| EXERCISE AIM |
Your task is to output the listing word for word, with pictures excluded.

| DATA PROVIDED |
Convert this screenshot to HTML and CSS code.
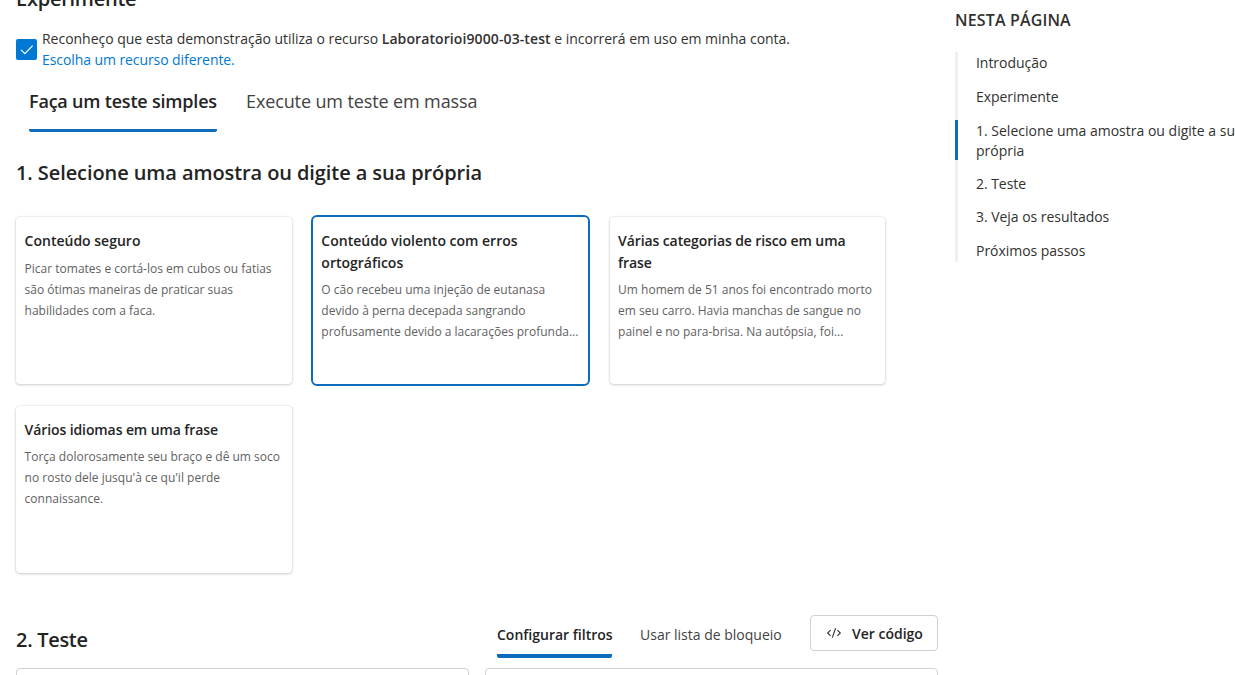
FILE: index.html
```html
<!DOCTYPE html>
<html lang="pt-BR">
<head>
<meta charset="utf-8">
<title>Experimente</title>
<link rel="stylesheet" href="styles.css">
</head>
<body>
<div class="page">
  <main class="main">
    <h2 class="page-title">Experimente</h2>
    <div class="ack">
      <span class="checkbox"><svg width="21" height="21" viewBox="0 0 21 21"><path d="M5 10.8 8.9 14.7 16.6 6.6" fill="none" stroke="#fff" stroke-width="1.2"/></svg></span>
      <div class="ack-text">
        <div class="ack-line"><span class="ack-a">Reconheço que esta demonstração utiliza o recurso </span><b class="ack-b">Laboratorioi9000-03-test</b><span class="ack-c"> e incorrerá em uso em minha conta.</span></div>
        <a class="link">Escolha um recurso diferente.</a>
      </div>
    </div>
    <nav class="tabs">
      <span class="tab tab-active">Faça um teste simples</span>
      <span class="tab">Execute um teste em massa</span>
    </nav>
    <h3 class="step-title">1. Selecione uma amostra ou digite a sua própria</h3>
    <section class="samples">
      <article class="card">
        <h4 class="card-title">Conteúdo seguro</h4>
        <p class="card-text">Picar tomates e cortá-los em cubos ou fatias<br>são ótimas maneiras de praticar suas<br>habilidades com a faca.</p>
      </article>
      <article class="card card-selected">
        <h4 class="card-title">Conteúdo violento com erros<br>ortográficos</h4>
        <p class="card-text">O cão recebeu uma injeção de eutanasa<br>devido à perna decepada sangrando<br>profusamente devido a lacarações profunda...</p>
      </article>
      <article class="card">
        <h4 class="card-title card-title-snug">Várias categorias de risco em uma<br>frase</h4>
        <p class="card-text">Um homem de 51 anos foi encontrado morto<br>em seu carro. Havia manchas de sangue no<br>painel e no para-brisa. Na autópsia, foi...</p>
      </article>
      <article class="card">
        <h4 class="card-title card-title-snug">Vários idiomas em uma frase</h4>
        <p class="card-text">Torça dolorosamente seu braço e dê um soco<br>no rosto dele jusqu'à ce qu'il perde<br>connaissance.</p>
      </article>
    </section>
    <div class="test-head">
      <h3 class="test-title">2. Teste</h3>
      <span class="subtab subtab-active">Configurar filtros</span>
      <span class="subtab subtab-idle">Usar lista de bloqueio</span>
      <button class="code-btn"><svg width="16" height="14" viewBox="0 0 16 14"><path d="M4.6 4.2 1.7 7l2.9 2.8M11.4 4.2 14.3 7l-2.9 2.8M9.6 2.2 6.3 11.6" fill="none" stroke="#333" stroke-width="1.1"/></svg><span class="code-label">Ver código</span></button>
    </div>
    <div class="panels"><div class="panel"></div><div class="panel"></div></div>
  </main>
  <aside class="toc">
    <h4 class="toc-title">NESTA PÁGINA</h4>
    <ul class="toc-list">
      <li class="toc-item">Introdução</li>
      <li class="toc-item">Experimente</li>
      <li class="toc-item toc-active">1. Selecione uma amostra ou digite a su<br>própria</li>
      <li class="toc-item">2. Teste</li>
      <li class="toc-item">3. Veja os resultados</li>
      <li class="toc-item">Próximos passos</li>
    </ul>
  </aside>
</div>
</body>
</html>
```
FILE: styles.css
```css
* { box-sizing: border-box; }
body { margin: 0; background: #fff; color: #242424; font-family: "Open Sans", "Noto Sans", sans-serif; }
h2, h3, h4, p, ul { margin: 0; padding: 0; font-weight: 600; }
.page { display: flex; height: 675px; overflow: hidden; white-space: nowrap; }
.main { width: 939px; padding-left: 16px; flex: none; }
.page-title { margin-top: -15px; height: 28px; font-size: 20px; line-height: 28px; letter-spacing: -0.25px; }
.ack { display: flex; gap: 5px; margin-top: 15px; height: 42px; }
.checkbox { width: 21px; height: 21px; margin-top: 11px; background: #0078d4; border-radius: 2px; }
.checkbox svg { display: block; }
.ack-text { font-size: 14px; line-height: 21px; letter-spacing: -0.02px; color: #323130; }
.ack-line { height: 21px; white-space: pre; }
.ack-b { font-weight: 600; letter-spacing: 0.1px; }
.ack-c { letter-spacing: -0.03px; }
.link { color: #0078d4; letter-spacing: -0.08px; }
.tabs { display: flex; gap: 29px; margin: 12px 0 0 13px; height: 50px; font-size: 18px; line-height: 39px; letter-spacing: -0.12px; color: #424242; }
.tab-active { width: 188px; color: #242424; font-weight: 600; letter-spacing: -0.2px; border-bottom: 3px solid #0f6cbd; border-radius: 2px; }
.step-title { margin-top: 27px; height: 28px; font-size: 20px; line-height: 28px; letter-spacing: -0.09px; }
.samples { display: grid; grid-template-columns: repeat(3, 275.5px); grid-auto-rows: 167px; gap: 21.5px 21.25px; margin-top: 30px; }
.card { padding: 13px 8.6px; border-radius: 4px; background: #fff; box-shadow: 0 0 2px rgba(0,0,0,.16), 0 1px 3px rgba(0,0,0,.17); }
.card-selected { outline: 2px solid #0f6cbd; box-shadow: none; }
.card-title { font-size: 14px; line-height: 21.5px; margin-bottom: 6.4px; }
.card-title-snug { letter-spacing: -0.1px; }
.card-text { font-size: 12px; line-height: 21px; font-weight: 400; color: #616161; }
.test-head { display: flex; margin-top: 42px; height: 44px; }
.test-title { width: 481px; font-size: 20px; line-height: 50px; letter-spacing: -0.3px; }
.subtab { height: 43px; font-size: 14px; line-height: 39px; color: #424242; }
.subtab-active { width: 115px; color: #242424; font-weight: 600; border-bottom: 4px solid #0f6cbd; border-radius: 2px; }
.subtab-idle { width: 170px; margin-left: 28px; }
.code-btn { display: flex; flex: none; align-items: center; gap: 10px; width: 128px; height: 36px; padding: 0 0 0 15px; border: 1px solid #d1d1d1; border-radius: 4px; background: #fff; color: #242424; font: 600 14px "Open Sans", sans-serif; }
.code-label { padding-top: 2px; }
.panels { display: flex; gap: 16px; margin-top: 9px; }
.panel { width: 453px; height: 40px; border: 1px solid #d1d1d1; border-radius: 4px; }
.toc { padding-left: 16px; flex: none; }
.toc-title { margin-top: 9px; font-size: 16px; line-height: 22px; letter-spacing: 0.15px; color: #323130; }
.toc-list { list-style: none; margin-top: 21px; height: 210px; padding-top: 1px; border-left: 3px solid #f0f0f0; }
.toc-item { font-size: 14px; font-weight: 400; line-height: 20px; letter-spacing: -0.04px; margin-bottom: 13.5px; padding-left: 18px; color: #323130; }
.toc-active { height: 40px; padding-top: 1px; margin-left: -3px; border-left: 3px solid #0f6cbd; letter-spacing: 0; }
```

| WRITTEN ANSWER |
Convert this screenshot to HTML and CSS code.
FILE: index.html
```html
<!DOCTYPE html>
<html lang="pt-BR">
<head>
<meta charset="utf-8">
<title>Experimente</title>
<link rel="stylesheet" href="styles.css">
</head>
<body>
<div class="page">
  <main class="main">
    <h2 class="page-title">Experimente</h2>
    <div class="ack">
      <span class="checkbox"><svg width="21" height="21" viewBox="0 0 21 21"><path d="M5 10.8 8.9 14.7 16.6 6.6" fill="none" stroke="#fff" stroke-width="1.2"/></svg></span>
      <div class="ack-text">
        <div class="ack-line"><span class="ack-a">Reconheço que esta demonstração utiliza o recurso </span><b class="ack-b">Laboratorioi9000-03-test</b><span class="ack-c"> e incorrerá em uso em minha conta.</span></div>
        <a class="link">Escolha um recurso diferente.</a>
      </div>
    </div>
    <nav class="tabs">
      <span class="tab tab-active">Faça um teste simples</span>
      <span class="tab">Execute um teste em massa</span>
    </nav>
    <h3 class="step-title">1. Selecione uma amostra ou digite a sua própria</h3>
    <section class="samples">
      <article class="card">
        <h4 class="card-title">Conteúdo seguro</h4>
        <p class="card-text">Picar tomates e cortá-los em cubos ou fatias<br>são ótimas maneiras de praticar suas<br>habilidades com a faca.</p>
      </article>
      <article class="card card-selected">
        <h4 class="card-title">Conteúdo violento com erros<br>ortográficos</h4>
        <p class="card-text">O cão recebeu uma injeção de eutanasa<br>devido à perna decepada sangrando<br>profusamente devido a lacarações profunda...</p>
      </article>
      <article class="card">
        <h4 class="card-title card-title-snug">Várias categorias de risco em uma<br>frase</h4>
        <p class="card-text">Um homem de 51 anos foi encontrado morto<br>em seu carro. Havia manchas de sangue no<br>painel e no para-brisa. Na autópsia, foi...</p>
      </article>
      <article class="card">
        <h4 class="card-title card-title-snug">Vários idiomas em uma frase</h4>
        <p class="card-text">Torça dolorosamente seu braço e dê um soco<br>no rosto dele jusqu'à ce qu'il perde<br>connaissance.</p>
      </article>
    </section>
    <div class="test-head">
      <h3 class="test-title">2. Teste</h3>
      <span class="subtab subtab-active">Configurar filtros</span>
      <span class="subtab subtab-idle">Usar lista de bloqueio</span>
      <button class="code-btn"><svg width="16" height="14" viewBox="0 0 16 14"><path d="M4.6 4.2 1.7 7l2.9 2.8M11.4 4.2 14.3 7l-2.9 2.8M9.6 2.2 6.3 11.6" fill="none" stroke="#333" stroke-width="1.1"/></svg><span class="code-label">Ver código</span></button>
    </div>
    <div class="panels"><div class="panel"></div><div class="panel"></div></div>
  </main>
  <aside class="toc">
    <h4 class="toc-title">NESTA PÁGINA</h4>
    <ul class="toc-list">
      <li class="toc-item">Introdução</li>
      <li class="toc-item">Experimente</li>
      <li class="toc-item toc-active">1. Selecione uma amostra ou digite a su<br>própria</li>
      <li class="toc-item">2. Teste</li>
      <li class="toc-item">3. Veja os resultados</li>
      <li class="toc-item">Próximos passos</li>
    </ul>
  </aside>
</div>
</body>
</html>
```
FILE: styles.css
```css
* { box-sizing: border-box; }
body { margin: 0; background: #fff; color: #242424; font-family: "Open Sans", "Noto Sans", sans-serif; }
h2, h3, h4, p, ul { margin: 0; padding: 0; font-weight: 600; }
.page { display: flex; height: 675px; overflow: hidden; white-space: nowrap; }
.main { width: 939px; padding-left: 16px; flex: none; }
.page-title { margin-top: -15px; height: 28px; font-size: 20px; line-height: 28px; letter-spacing: -0.25px; }
.ack { display: flex; gap: 5px; margin-top: 15px; height: 42px; }
.checkbox { width: 21px; height: 21px; margin-top: 11px; background: #0078d4; border-radius: 2px; }
.checkbox svg { display: block; }
.ack-text { font-size: 14px; line-height: 21px; letter-spacing: -0.02px; color: #323130; }
.ack-line { height: 21px; white-space: pre; }
.ack-b { font-weight: 600; letter-spacing: 0.1px; }
.ack-c { letter-spacing: -0.03px; }
.link { color: #0078d4; letter-spacing: -0.08px; }
.tabs { display: flex; gap: 29px; margin: 12px 0 0 13px; height: 50px; font-size: 18px; line-height: 39px; letter-spacing: -0.12px; color: #424242; }
.tab-active { width: 188px; color: #242424; font-weight: 600; letter-spacing: -0.2px; border-bottom: 3px solid #0f6cbd; border-radius: 2px; }
.step-title { margin-top: 27px; height: 28px; font-size: 20px; line-height: 28px; letter-spacing: -0.09px; }
.samples { display: grid; grid-template-columns: repeat(3, 275.5px); grid-auto-rows: 167px; gap: 21.5px 21.25px; margin-top: 30px; }
.card { padding: 13px 8.6px; border-radius: 4px; background: #fff; box-shadow: 0 0 2px rgba(0,0,0,.16), 0 1px 3px rgba(0,0,0,.17); }
.card-selected { outline: 2px solid #0f6cbd; box-shadow: none; }
.card-title { font-size: 14px; line-height: 21.5px; margin-bottom: 6.4px; }
.card-title-snug { letter-spacing: -0.1px; }
.card-text { font-size: 12px; line-height: 21px; font-weight: 400; color: #616161; }
.test-head { display: flex; margin-top: 42px; height: 44px; }
.test-title { width: 481px; font-size: 20px; line-height: 50px; letter-spacing: -0.3px; }
.subtab { height: 43px; font-size: 14px; line-height: 39px; color: #424242; }
.subtab-active { width: 115px; color: #242424; font-weight: 600; border-bottom: 4px solid #0f6cbd; border-radius: 2px; }
.subtab-idle { width: 170px; margin-left: 28px; }
.code-btn { display: flex; flex: none; align-items: center; gap: 10px; width: 128px; height: 36px; padding: 0 0 0 15px; border: 1px solid #d1d1d1; border-radius: 4px; background: #fff; color: #242424; font: 600 14px "Open Sans", sans-serif; }
.code-label { padding-top: 2px; }
.panels { display: flex; gap: 16px; margin-top: 9px; }
.panel { width: 453px; height: 40px; border: 1px solid #d1d1d1; border-radius: 4px; }
.toc { padding-left: 16px; flex: none; }
.toc-title { margin-top: 9px; font-size: 16px; line-height: 22px; letter-spacing: 0.15px; color: #323130; }
.toc-list { list-style: none; margin-top: 21px; height: 210px; padding-top: 1px; border-left: 3px solid #f0f0f0; }
.toc-item { font-size: 14px; font-weight: 400; line-height: 20px; letter-spacing: -0.04px; margin-bottom: 13.5px; padding-left: 18px; color: #323130; }
.toc-active { height: 40px; padding-top: 1px; margin-left: -3px; border-left: 3px solid #0f6cbd; letter-spacing: 0; }
```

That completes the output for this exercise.